Avec l’évolution de la médecine, il est maintenant possible d’obtenir une réparation médicale via la chirurgie réparatrice. La chirurgie réparatrice des survivantes, (femmes excisées), consiste à repositionner le reste du clitoris. « Le clitoris en lui-même est long, il fait à peu près 10 cm, et les exciseuses amputent une partie (un demi-cm ou 1 cm). Ellesamputent aussi les lèvres, les petites lèvres. Ainsi, pour réaliser cette chirurgie, il faut d’abord enlever la cicatrice, disséquer le reste du clitoris et le repositionner. En fait c’est le même organe avec la même sensibilité et les mêmes innervations », explique le gynécologue obstétricien, Dr Yao Kouadio Côme. La praticienne  informe que pour bénéficier de cette intervention à Abidjan, il faut se rendre se rendre à l’hôpital de police d’Abidjan ou contacter une ONG de prise en charge.« On ne peut pas évaluer le coût. Il n’est pas codifié comme la césarienne qui dispose d’une nomenclature internationale des actes médicaux qui existe et qui permet de déterminer le montant. Il n’y a pas de coût évalué et puis c’est du social qu’on veut faire. Il y a un coût pour pouvoir réunir tout le matériel, mais il est variable », détaille le spécialiste.

Ce que dit la loi 

Pour lutter contre les MGF, la Côte d’Ivoire s’est dotée d’un certain nombre de textes.L’article 5 de la Constitution – révisée en 2016 – vise et interdit spécifiquement les MGF : « L’esclavage, la traite des êtres humains, le travail forcé, la torture physique ou morale, les traitements inhumains, cruels, dégradants et humiliants, les violences physiques, les mutilations génitales féminines, ainsi que toutes les autres formes d’avilissement de l’être humain qui sont interdits ».

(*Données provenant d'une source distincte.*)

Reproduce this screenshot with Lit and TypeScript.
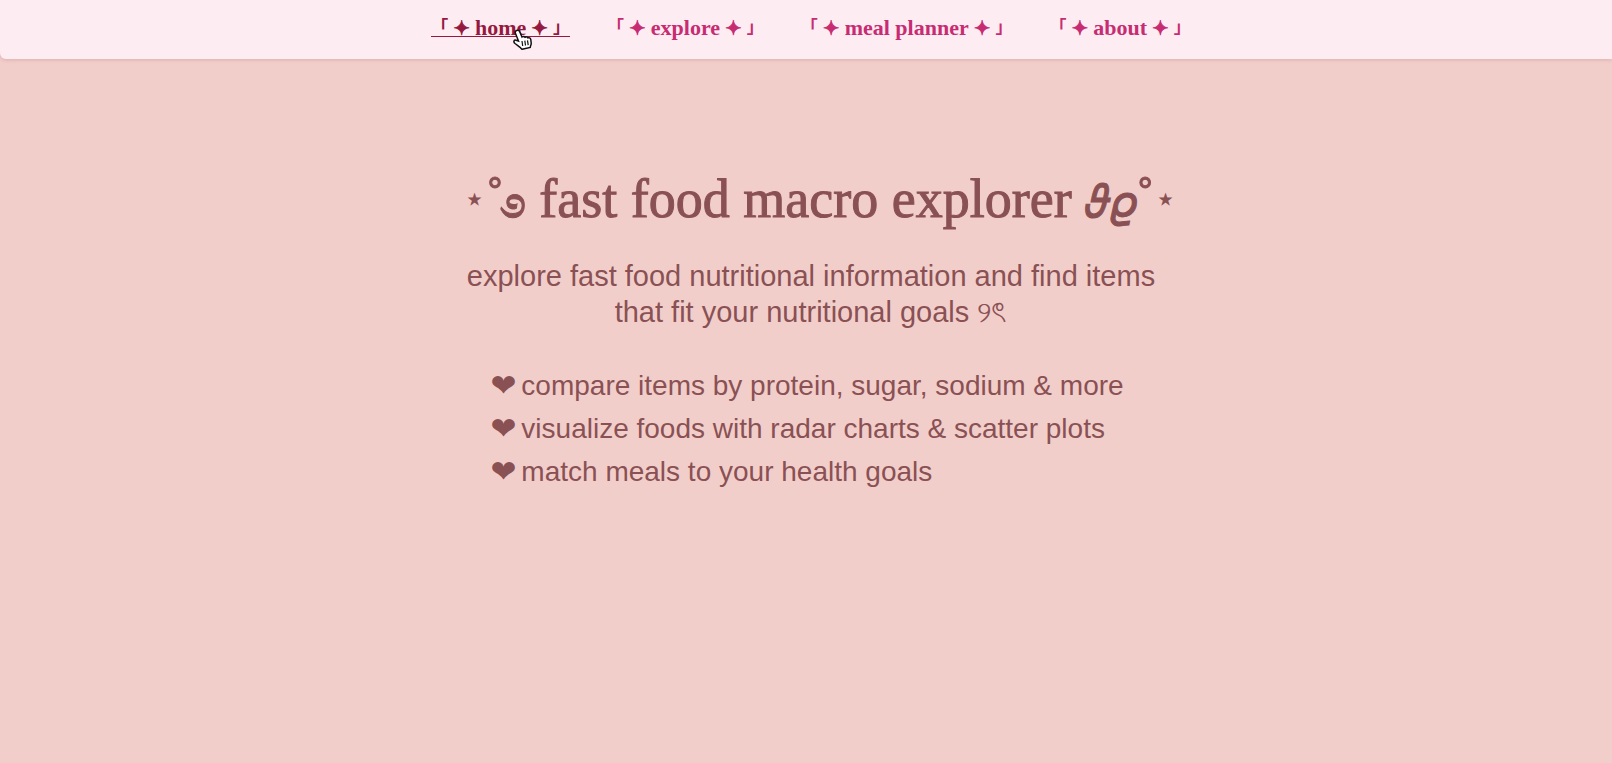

Le Code de procédure pénale prévoit, pour celui qui commet une MGF, une peine d’emprisonnement d’un à cinq ans et une amende de 360.000 FCFA à deux millions FCFA. La peine est portée au double, lorsque l’auteur appartient au corps médical ou paramédical. Citons également l’adoption de la loi n°2019-574 du 26 juin 2019 portant code pénal, qui abroge en son art 564, la loi n°8l-640 du 31 juillet 1981 instituant le code pénal et la loi n°98- 757 du 23 décembre 1998 portant répression de certaines formes de violences à l’égard des femmes.

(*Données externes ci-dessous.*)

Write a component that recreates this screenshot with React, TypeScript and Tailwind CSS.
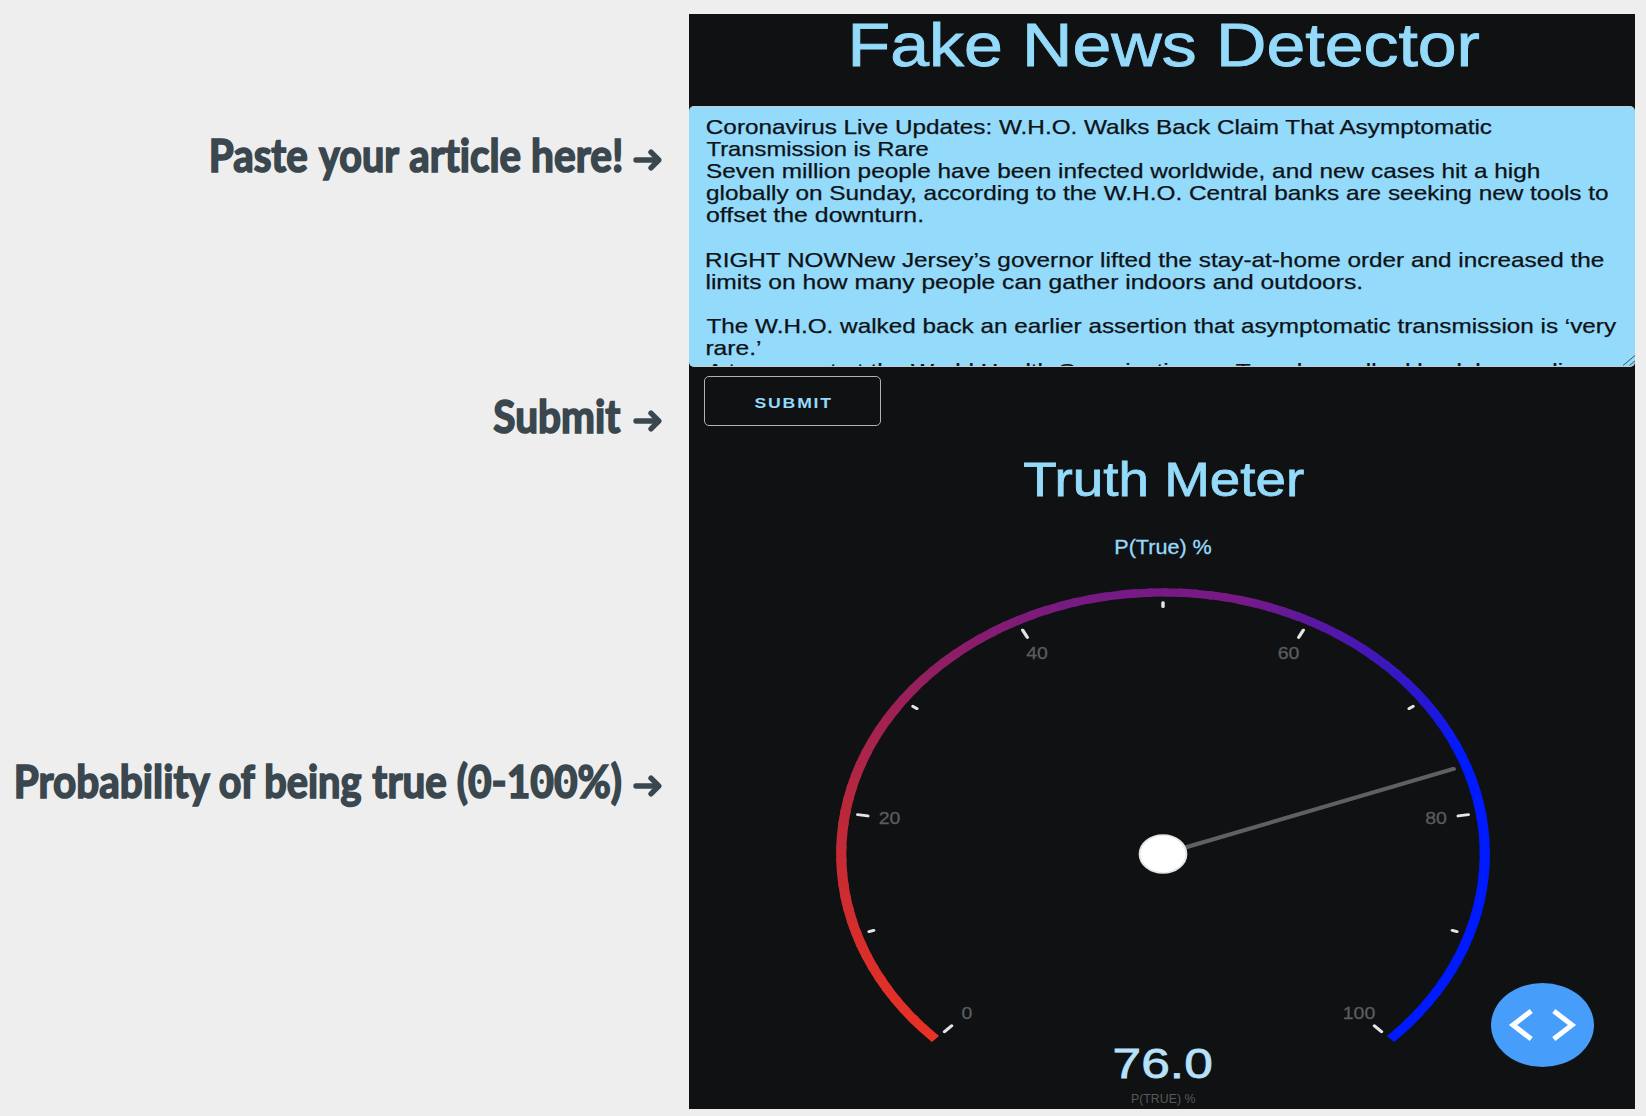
import { useLayoutEffect, useRef, useState } from "react";
import type { ReactNode } from "react";

/** One line of text whose glyphs are stretched horizontally to fill `w` pixels. */
function Fit({ text, w, className = "", children }: { text: string; w: number; className?: string; children?: ReactNode }) {
  const ref = useRef<HTMLSpanElement>(null);
  const [fit, setFit] = useState({ scale: 1, left: 0 });
  useLayoutEffect(() => {
    const cs = getComputedStyle(ref.current!);
    const ctx = document.createElement("canvas").getContext("2d")!;
    // Measured at ten times the size, so that the bounds are not rounded to whole pixels.
    ctx.font = `${cs.fontWeight} ${parseFloat(cs.fontSize) * 10}px ${cs.fontFamily}`;
    const spacing = (parseFloat(cs.letterSpacing) || 0) * (text.length - 1);
    const m = ctx.measureText(text);
    const ink = (m.actualBoundingBoxRight + m.actualBoundingBoxLeft) / 10 + spacing;
    setFit({ scale: w / ink, left: m.actualBoundingBoxLeft / 10 });
  }, [text, w]);
  return (
    <span className="block shrink-0" style={{ width: w }}>
      <span
        ref={ref}
        className={`block w-max origin-left whitespace-pre ${className}`}
        style={{ transform: `scaleX(${fit.scale}) translateX(${fit.left}px)` }}
      >
        {children ?? text}
      </span>
    </span>
  );
}

const labelFont =
  "font-['Lato',sans-serif] text-[45px] leading-[60px] font-bold text-[#3a474e] [-webkit-text-stroke:1.7px_#3a474e] [stroke-linejoin:round] [font-variant-ligatures:none]";

function DottedZero() {
  return (
    <span className="relative inline-block">
      0
      <span className="absolute top-[28.5px] left-1/2 h-[5px] w-[5px] -translate-x-1/2 rounded-full bg-[#3a474e]" />
    </span>
  );
}

function Callout({ words }: { words: { t: string; w: number; ml?: number; node?: ReactNode }[] }) {
  return (
    <div className="flex h-[60px] items-center justify-end pr-[27.5px]">
      {words.map((x) => (
        <div key={x.t} style={{ marginLeft: x.ml ?? 0 }}>
          <Fit text={x.t} w={x.w} className={labelFont}>
            {x.node}
          </Fit>
        </div>
      ))}
      <svg width="29" height="24" viewBox="0 0 29 24" className="mt-[10px] ml-[12px]" fill="none" stroke="#3a474e" strokeWidth="5.4" strokeLinecap="round" strokeLinejoin="round">
        <path d="M3 12H25" />
        <path d="M18 4.2L25.8 12L18 19.8" />
      </svg>
    </div>
  );
}

const article: [string, number][] = [
  ["Coronavirus Live Updates: W.H.O. Walks Back Claim That Asymptomatic", 787],
  ["Transmission is Rare", 221],
  ["Seven million people have been infected worldwide, and new cases hit a high", 832.5],
  ["globally on Sunday, according to the W.H.O. Central banks are seeking new tools to", 901.5],
  ["offset the downturn.", 215],
  ["", 0],
  ["RIGHT NOWNew Jersey’s governor lifted the stay-at-home order and increased the", 897.5],
  ["limits on how many people can gather indoors and outdoors.", 654.5],
  ["", 0],
  ["The W.H.O. walked back an earlier assertion that asymptomatic transmission is ‘very", 910],
  ["rare.’", 53],
  ["A top expert at the World Health Organization on Tuesday walked back her earlier", 880],
];

const STOPS: [number, number[]][] = [
  [0, [233, 50, 38]],
  [10, [214, 46, 44]],
  [20, [188, 40, 58]],
  [30, [154, 32, 88]],
  [38, [132, 28, 112]],
  [44, [118, 26, 132]],
  [55, [120, 26, 134]],
  [60, [92, 24, 158]],
  [70, [40, 24, 208]],
  [75, [0, 26, 255]],
  [100, [0, 26, 255]],
];

function colorAt(v: number) {
  for (let i = 1; i < STOPS.length; i++) {
    const [b, cb] = STOPS[i];
    const [a, ca] = STOPS[i - 1];
    if (v <= b) return `rgb(${ca.map((c, k) => Math.round(c + ((cb[k] - c) * (v - a)) / (b - a))).join(",")})`;
  }
  return "rgb(0,26,255)";
}

function polar(r: number, value: number): [number, number] {
  const a = ((225 - value * 2.7) * Math.PI) / 180;
  return [r * Math.cos(a), -r * Math.sin(a)];
}

function Spoke({ v, from, to, ...rest }: { v: number; from: number; to: number; stroke: string; strokeWidth: number }) {
  const [x1, y1] = polar(from, v);
  const [x2, y2] = polar(to, v);
  return <line x1={x1} y1={y1} x2={x2} y2={y2} strokeLinecap="round" {...rest} />;
}

const TICK_LABELS: [string, number, number][] = [
  ["0", 967, 1012.5],
  ["20", 889.5, 818],
  ["40", 1037, 653],
  ["60", 1288.5, 653],
  ["80", 1436, 818],
  ["100", 1359, 1012.5],
];

function Gauge() {
  return (
    <svg width="946" height="464" viewBox="689 580 946 464" className="block">
      <g transform="translate(1163 854) scale(1.23 1)">
        {Array.from({ length: 100 }, (_, i) => {
          const [x1, y1] = polar(261.6, i);
          const [x2, y2] = polar(261.6, Math.min(100, i + 1.3));
          return <path key={i} d={`M${x1} ${y1}A261.6 261.6 0 0 1 ${x2} ${y2}`} fill="none" stroke={colorAt(i + 0.5)} strokeWidth="8.3" />;
        })}
        {Array.from({ length: 11 }, (_, i) => (
          <Spoke key={i} v={i * 10} from={i % 2 ? 247.3 : 243} to={251.3} stroke="#e4e5e6" strokeWidth={2.8} />
        ))}
        <Spoke v={76} from={0} to={251} stroke="#5c6165" strokeWidth={4} />
        <circle r="19" fill="#fff" stroke="#e4e5e7" strokeWidth="1.6" />
      </g>
      {TICK_LABELS.map(([t, x, y]) => (
        <text
          key={t}
          transform={`translate(${x} ${y + 6}) scale(1.16 1)`}
          textAnchor="middle"
          fontSize="16.8"
          fill="#5a5d5f"
          stroke="#5a5d5f"
          strokeWidth="0.3"
          className="font-['Liberation_Sans',sans-serif]"
        >
          {t}
        </text>
      ))}
    </svg>
  );
}

export default function App() {
  return (
    <div className="flex h-[1116px] w-[1646px] overflow-hidden bg-[#eeeeee] font-['Liberation_Sans',Arial,sans-serif]">
      <aside className="flex w-[689px] shrink-0 flex-col pt-[124.5px]">
        <Callout
          words={[
            { t: "Paste", w: 95 },
            { t: "your", w: 80, ml: 12 },
            { t: "article", w: 111, ml: 11 },
            { t: "here!", w: 88, ml: 12 },
          ]}
        />
        <div className="h-[201px]" />
        <Callout words={[{ t: "Submit", w: 126.5 }]} />
        <div className="h-[305px]" />
        <Callout
          words={[
            { t: "Probability", w: 193 },
            { t: "of", w: 35, ml: 10 },
            { t: "being", w: 95, ml: 11.5 },
            { t: "true", w: 73, ml: 11.5 },
            {
              t: "(0-100%)",
              w: 163,
              ml: 12,
              node: (
                <>
                  (<DottedZero />-1<DottedZero />
                  <DottedZero />%)
                </>
              ),
            },
          ]}
        />
      </aside>

      <main className="relative mt-[14px] flex h-[1095px] w-[946px] flex-col overflow-hidden bg-[#101112] text-[#94dafb]">
        <header className="h-[92px] shrink-0 pl-[164px]">
          <Fit text="Fake News Detector" w={626.5} className="text-[61px] leading-[62px] [-webkit-text-stroke:0.9px_#94dafb]" />
        </header>

        <section className="relative h-[261px] shrink-0 overflow-hidden rounded-[5px] border-y border-[#c5cdd2] bg-[#94dafb] pt-[8.6px] pl-[17.8px] text-[#0d1216]">
          {article.map(([t, w], i) => (
            <div key={i} className="h-[22.2px]">
              {t && <Fit text={t} w={w} className="text-[20.3px] leading-[22.2px] [-webkit-text-stroke:0.25px_#0d1216]" />}
            </div>
          ))}
          <svg width="13" height="11" viewBox="0 0 13 11" className="absolute right-0 bottom-0" fill="none" stroke="#3c5564" strokeWidth="1">
            <path d="M1 10.5L13 0.5M7.5 10.5L13 6" />
          </svg>
        </section>

        <button className="mt-[9px] ml-[15px] h-[50px] w-[177px] shrink-0 rounded-[5px] border-[1.5px] border-[#b0b2b3] pt-[3px] pl-[49.5px] text-left">
          <Fit text="SUBMIT" w={76} className="text-[15.5px] leading-[20px] font-bold tracking-[1.6px]" />
        </button>

        <h2 className="mt-[22.5px] ml-[334.5px] h-[60px] shrink-0">
          <Fit text="Truth Meter" w={280} className="text-[48.5px] leading-[60px] [-webkit-text-stroke:0.8px_#94dafb]" />
        </h2>
        <p className="mt-[26px] ml-[426.5px] h-[22.5px] shrink-0">
          <Fit text="P(True) %" w={95} className="text-[20px] leading-[24px] [-webkit-text-stroke:0.3px_#94dafb]" />
        </p>
        <div className="mt-[23px] shrink-0">
          <Gauge />
        </div>
        <div className="-mt-px ml-[426px] h-[49px] shrink-0 text-[#b6e1fb]">
          <Fit text="76.0" w={96.5} className="text-[43px] leading-[40px] [-webkit-text-stroke:0.8px_#b6e1fb]" />
        </div>
        <div className="ml-[442.5px] shrink-0 text-[#56595b]">
          <Fit text="P(TRUE) %" w={63} className="text-[12.3px] leading-[14px]" />
        </div>

        <button className="absolute right-[41px] bottom-[42px] flex h-[84px] w-[103px] items-center justify-center rounded-[50%] bg-[#479dfa]">
          <svg width="70" height="36" viewBox="0 0 70 36" fill="none" stroke="#fff" strokeWidth="5">
            <path d="M23.2 4L5 18L23.2 32M45.8 4L64 18L45.8 32" />
          </svg>
        </button>
      </main>
    </div>
  );
}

Au niveau international, le pays s’est engagé à divers niveaux pour la lutte contre ce fléau. Ces engagements se sont traduits par la ratification  de nombreux accords ou traités.Notamment la Convention sur l’Élimination de toutes les Formes de Violence à l’égard de la Femme (CEDEF) en 1995 et  le  Protocole facultatif de la CEDEF, en octobre 2011, le Protocole à la Charte Africaine sur les Droits des Peuples relatifs aux Droits des Femmes (protocole de  Maputo), en septembre 2011 et la Convention sur les Droits de l’Enfant  en 1991. Pour finir, La Côte d’Ivoire s’est engagée, lors de la conférence internationale sur la population et le développement (tenue en 2019 à Nairobi au Kenya), à réduire les mutilations génitales féminines de 36,7 % à 15 % d’ici 2030.